Zirveye yaklaşmıştık ki;
tepede törenler başladı. Saygı duruşu ve İstiklal marşına YOLDA DURARAK
KATILDIK VE GELEN BİR RESMİ ARABA BİZLERİ “DURAN ADAM” GİBİ GÖRDÜ ve sanırım
şaşırdı…
Tepeye ulaştığımızda
Kocatepe Üniversitesi orkestrası Atatürk’ün Sevdiği Şarkıları çalıyordu…
Protokol bölümüne baktım…
Bakanı ve Kılıçdaroğlu’nu
göremedim…
Sordum Vali de yoktu…
Paşa da yoktu…
KOCATEPE’NİN ANLAMINA
YARAŞIR BİR TÖREN DEĞİLDİ BU…
Üzüldüm…
Daha önce katıldığım ve
çok da duygulandığım 2009 törenleri daha görkemli ve daha coşkuluydu…
Halk da bu ölçüde
parçalanmamıştı…
Bezgin değildi…
Ve 2009 törenine
katılanlar daha kalabalıktı…
26 Ağustos 1922 şafağını
düşündüm. Mustafa Kemal Paşa’yı ve CEPHE’Yİ algılamaya çalıştım…
İnanıyorum ki; MUSTAFA
KEMAL PAŞA O ANLARDA, ZAFERE İNANDIĞI KADAR, MİLLETİNİN BİRLİK VE
BERABERLİĞİNE DE İNANIYORDU… MİLLETİ İÇİN AYDINLIK GÜNLERİ YAKALAYACAĞINA
EMİNDİ… VE AYDINLIK GÜNLERİN İLELEBET YAŞATILACAĞINA EMİNDİ…
Hüzünlendim…
Nazım Hikmet’in KURTULUŞ
DESTANINDA DİLE GETİRDİĞİ; KOCATEPE’YE İLİŞKİN DİZELER DE KULAKLARIMDA
ÇINLAMADI…
Mustafa Kemal ATATÜRK’ÜN bu
ülkeye ve bu millete kazandırdıklarını düşündüm…
Şimdi ne durumda
olduğumuzu anımsadım…
Ve kazandırdıklarımızı
yitirmemizin acısını YÜREĞİMDE duydum…
VE KENDİ KENDİME BİR ŞEYLER
MIRILDANDIĞIMI HİSSETTİM:
“Vatan tehlikededir…
Ulusal sınırlar içinde
vatan bir bütündür, bölünemez…
Ya istiklal, ya ölüm…
Hiçbir güç, Türkiye’nin
Birlik ve Bütünlüğü ile oynayamaz…
Türk Ordusu var ve güçlü
oldukça Türk Milleti sonsuza dek yaşayacaktır.
Güçlü Ordusunu arkasına
alan “Devlet Adamları”, “Diğer Devletler” tarafından; “Deliğe Süpürülme”
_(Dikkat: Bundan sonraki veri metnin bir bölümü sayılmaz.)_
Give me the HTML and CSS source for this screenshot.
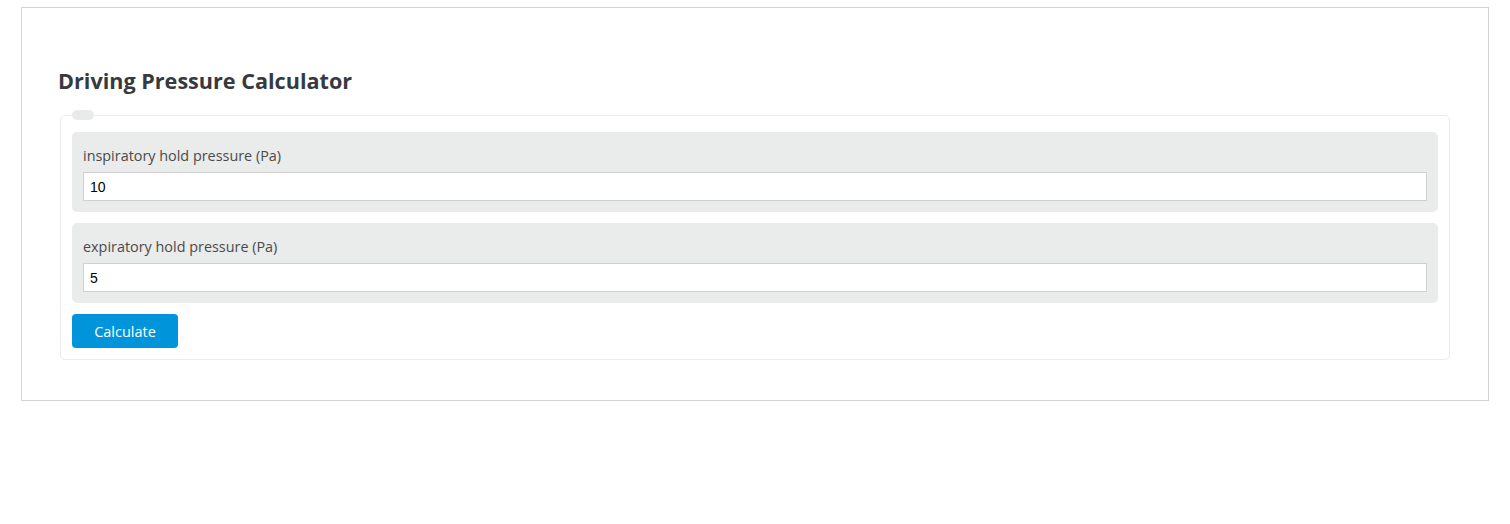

korkusundan da, “KULLANILMA” zilletinden de kurtulmuş olurlar…”
Evet, güneş artık doğuyor
ben de Kocatepe’deki Atatürk Anıtı’nın yanına gidiyorum ve Aziz Atatürk’ün
baktığı YÖN’E bakıyorum.
“Türk Ulusu buralara
nereden gelmişse; bizler de Türklük dünyasının dört bir yanından; Alaşehir,
Balıkesir, Edirne; Erzurum ve Sivas kongrelerinden ve Amasya genelgesinin
ruhundan gelmedik mi?
Bizler de; karanlıklar,
ihanetler ve satılmışlıklar içerisinden; karanlığı yırtarak, KOCATEPE’YE
GELMEDİK mi?
Evet; bizler, TEK
ULUS; TEK BAYRAK; TEK DİL; Çağdaşlık ve ULUSAL EGEMENLİK andımızı dünyaya ve
AYMAZLARA anlatmak için buraya; TÜRK ULUSUNUN ONUR TEPESİNE geldik” dedim.
Bize bu ülkeyi,
bu Milleti ve bu Devleti kazandıran BAŞTA MUSTAFA KEMAL ATATÜRK VE
ARKADAŞLARINI, MEHMETÇİKLERİ, EMEĞİ GEÇEN HERKESİ MİNNET VE ŞÜKRANLA YAD ETTİM.